The television landscape, long heralded as the era of “Peak TV,” has officially reached its zenith, with recent data indicating a significant shift. In a startling development, the FX cable network reported a 14% decline in the number of scripted television series aired or streamed in the United States last year, totaling 516 series compared to the previous year’s figures. This marks only the second downturn in at least fifteen years and represents the most substantial decrease recorded, underscoring a clear departure from the continuous growth that has defined the TV industry over the last decade.
This decline is perhaps the most concrete evidence yet of a slowdown that industry executives have anticipated for over a year. Television’s golden age, characterized by an explosion in both the quantity and quality of programming, appears to be waning. Major studios began to significantly reduce show orders in mid-2022, around the same time Wall Street began to question the sustainability of the entertainment sector’s aggressive spending on new series production.
Adding to the industry’s challenges were the strikes by screenwriters and actors last year, the first concurrent walkout by both unions since 1960. This industrial action brought scripted production to a halt for months, erasing the entire fall lineup for scripted network television. The repercussions of these strikes are expected to dampen the release schedule of new shows well into 2024, indicating a prolonged impact on the industry’s output.
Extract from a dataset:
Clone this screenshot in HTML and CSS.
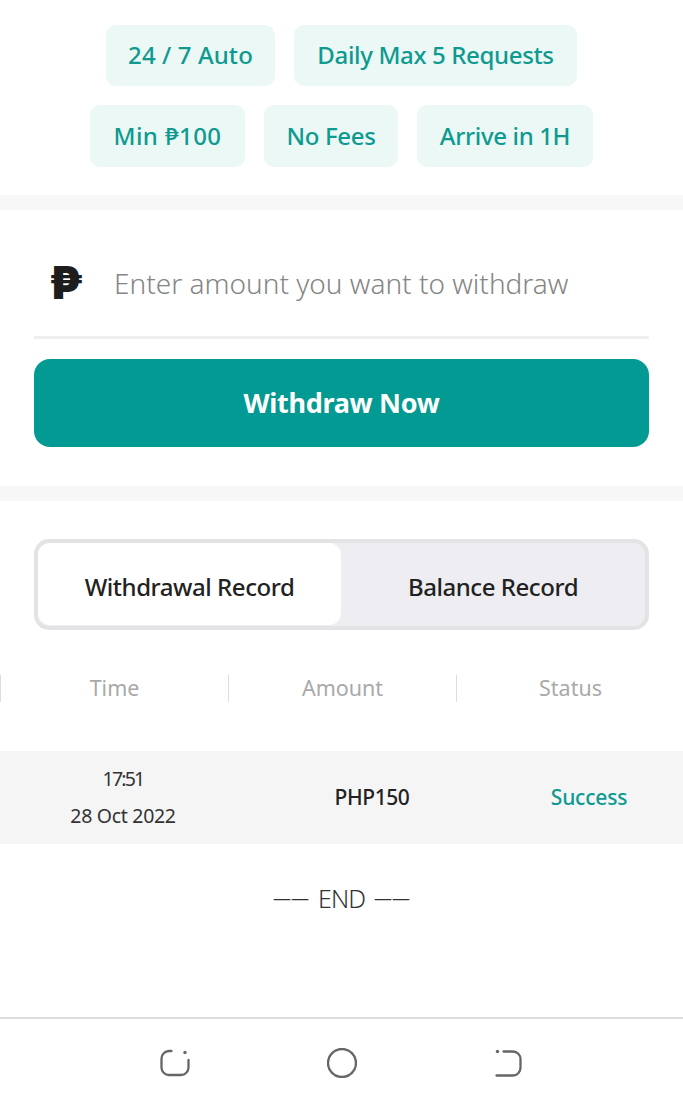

The recent figure of 516 series, though a decline, still ranks as the fourth-highest year for scripted series production since FX began tracking these numbers, following only behind 2022, 2021, and 2019. This suggests that, despite the downturn, viewers continue to have a vast array of viewing options, albeit potentially overwhelming in scope.
Reflecting on the evolution of television, in 2009, a mere 210 scripted shows were aired, marking a modest increase from the early years of the decade. This number experienced a steady rise, surging notably after Netflix’s foray into original series production in 2012. By 2015, the industry saw 422 scripted shows, leading FX executive John Landgraf to coin the term “Peak TV,” encapsulating the burgeoning era of streaming television.
However, 2022’s record of 600 scripted shows now stands as the apex of this trend, with the industry witnessing a pullback in investment from virtually every studio. Notable exits include Quibi’s short-lived venture, along with Google and Facebook’s retraction from aggressive investments in scripted television. Moreover, traditional broadcast and cable networks, including USA, TBS, and Comedy Central, are also scaling back on scripted content.
As the industry navigates this changing landscape, executives predict a continued decline in the number of new shows. This adjustment period signals a significant transformation in how television content is produced, consumed, and valued, marking the end of an era and the beginning of a new chapter in the story of Peak TV.